**Collected data:**
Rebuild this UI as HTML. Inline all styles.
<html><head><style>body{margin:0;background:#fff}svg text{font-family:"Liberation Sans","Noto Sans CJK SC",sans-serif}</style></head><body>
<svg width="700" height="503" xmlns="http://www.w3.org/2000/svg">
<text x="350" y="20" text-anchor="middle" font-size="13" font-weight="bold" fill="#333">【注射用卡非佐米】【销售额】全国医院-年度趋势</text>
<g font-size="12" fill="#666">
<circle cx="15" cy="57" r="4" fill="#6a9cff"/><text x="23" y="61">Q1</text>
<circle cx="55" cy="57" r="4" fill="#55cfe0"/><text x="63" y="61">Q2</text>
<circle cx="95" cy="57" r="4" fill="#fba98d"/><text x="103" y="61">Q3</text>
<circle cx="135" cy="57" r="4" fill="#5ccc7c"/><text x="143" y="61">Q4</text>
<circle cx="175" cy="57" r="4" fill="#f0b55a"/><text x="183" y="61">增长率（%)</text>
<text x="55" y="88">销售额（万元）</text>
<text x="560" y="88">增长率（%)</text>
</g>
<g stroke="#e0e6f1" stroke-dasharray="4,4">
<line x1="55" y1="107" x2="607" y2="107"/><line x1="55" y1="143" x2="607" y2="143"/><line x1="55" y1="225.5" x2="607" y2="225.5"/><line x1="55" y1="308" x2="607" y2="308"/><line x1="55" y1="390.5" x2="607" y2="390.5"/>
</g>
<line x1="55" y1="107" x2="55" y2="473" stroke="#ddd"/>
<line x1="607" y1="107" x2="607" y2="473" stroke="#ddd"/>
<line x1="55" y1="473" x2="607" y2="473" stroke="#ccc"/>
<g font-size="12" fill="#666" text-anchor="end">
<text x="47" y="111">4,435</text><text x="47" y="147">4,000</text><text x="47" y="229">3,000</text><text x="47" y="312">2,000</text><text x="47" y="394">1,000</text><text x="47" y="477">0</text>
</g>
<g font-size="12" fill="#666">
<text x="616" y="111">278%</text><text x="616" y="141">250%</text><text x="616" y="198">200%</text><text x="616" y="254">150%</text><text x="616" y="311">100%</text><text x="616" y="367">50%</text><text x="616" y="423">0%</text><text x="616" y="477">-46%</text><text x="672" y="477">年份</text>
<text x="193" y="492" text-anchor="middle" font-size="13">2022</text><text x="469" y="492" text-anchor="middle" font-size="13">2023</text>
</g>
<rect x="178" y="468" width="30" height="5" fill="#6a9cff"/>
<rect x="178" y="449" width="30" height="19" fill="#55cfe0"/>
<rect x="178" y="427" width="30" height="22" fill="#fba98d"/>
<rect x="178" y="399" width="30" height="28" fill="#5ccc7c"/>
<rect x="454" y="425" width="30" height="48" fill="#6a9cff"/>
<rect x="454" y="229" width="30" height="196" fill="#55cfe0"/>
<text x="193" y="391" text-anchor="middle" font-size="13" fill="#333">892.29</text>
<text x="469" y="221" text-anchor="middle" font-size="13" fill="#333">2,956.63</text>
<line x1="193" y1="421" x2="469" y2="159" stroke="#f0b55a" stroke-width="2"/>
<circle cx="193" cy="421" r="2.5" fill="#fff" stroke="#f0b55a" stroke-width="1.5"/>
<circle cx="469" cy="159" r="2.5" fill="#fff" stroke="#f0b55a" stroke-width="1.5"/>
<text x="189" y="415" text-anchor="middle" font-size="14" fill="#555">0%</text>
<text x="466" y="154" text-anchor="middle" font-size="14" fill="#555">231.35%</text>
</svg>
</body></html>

**Goal:**
Give the listing again, word for word.

**Output for this task:**
Rebuild this UI as HTML. Inline all styles.
<html><head><style>body{margin:0;background:#fff}svg text{font-family:"Liberation Sans","Noto Sans CJK SC",sans-serif}</style></head><body>
<svg width="700" height="503" xmlns="http://www.w3.org/2000/svg">
<text x="350" y="20" text-anchor="middle" font-size="13" font-weight="bold" fill="#333">【注射用卡非佐米】【销售额】全国医院-年度趋势</text>
<g font-size="12" fill="#666">
<circle cx="15" cy="57" r="4" fill="#6a9cff"/><text x="23" y="61">Q1</text>
<circle cx="55" cy="57" r="4" fill="#55cfe0"/><text x="63" y="61">Q2</text>
<circle cx="95" cy="57" r="4" fill="#fba98d"/><text x="103" y="61">Q3</text>
<circle cx="135" cy="57" r="4" fill="#5ccc7c"/><text x="143" y="61">Q4</text>
<circle cx="175" cy="57" r="4" fill="#f0b55a"/><text x="183" y="61">增长率（%)</text>
<text x="55" y="88">销售额（万元）</text>
<text x="560" y="88">增长率（%)</text>
</g>
<g stroke="#e0e6f1" stroke-dasharray="4,4">
<line x1="55" y1="107" x2="607" y2="107"/><line x1="55" y1="143" x2="607" y2="143"/><line x1="55" y1="225.5" x2="607" y2="225.5"/><line x1="55" y1="308" x2="607" y2="308"/><line x1="55" y1="390.5" x2="607" y2="390.5"/>
</g>
<line x1="55" y1="107" x2="55" y2="473" stroke="#ddd"/>
<line x1="607" y1="107" x2="607" y2="473" stroke="#ddd"/>
<line x1="55" y1="473" x2="607" y2="473" stroke="#ccc"/>
<g font-size="12" fill="#666" text-anchor="end">
<text x="47" y="111">4,435</text><text x="47" y="147">4,000</text><text x="47" y="229">3,000</text><text x="47" y="312">2,000</text><text x="47" y="394">1,000</text><text x="47" y="477">0</text>
</g>
<g font-size="12" fill="#666">
<text x="616" y="111">278%</text><text x="616" y="141">250%</text><text x="616" y="198">200%</text><text x="616" y="254">150%</text><text x="616" y="311">100%</text><text x="616" y="367">50%</text><text x="616" y="423">0%</text><text x="616" y="477">-46%</text><text x="672" y="477">年份</text>
<text x="193" y="492" text-anchor="middle" font-size="13">2022</text><text x="469" y="492" text-anchor="middle" font-size="13">2023</text>
</g>
<rect x="178" y="468" width="30" height="5" fill="#6a9cff"/>
<rect x="178" y="449" width="30" height="19" fill="#55cfe0"/>
<rect x="178" y="427" width="30" height="22" fill="#fba98d"/>
<rect x="178" y="399" width="30" height="28" fill="#5ccc7c"/>
<rect x="454" y="425" width="30" height="48" fill="#6a9cff"/>
<rect x="454" y="229" width="30" height="196" fill="#55cfe0"/>
<text x="193" y="391" text-anchor="middle" font-size="13" fill="#333">892.29</text>
<text x="469" y="221" text-anchor="middle" font-size="13" fill="#333">2,956.63</text>
<line x1="193" y1="421" x2="469" y2="159" stroke="#f0b55a" stroke-width="2"/>
<circle cx="193" cy="421" r="2.5" fill="#fff" stroke="#f0b55a" stroke-width="1.5"/>
<circle cx="469" cy="159" r="2.5" fill="#fff" stroke="#f0b55a" stroke-width="1.5"/>
<text x="189" y="415" text-anchor="middle" font-size="14" fill="#555">0%</text>
<text x="466" y="154" text-anchor="middle" font-size="14" fill="#555">231.35%</text>
</svg>
</body></html>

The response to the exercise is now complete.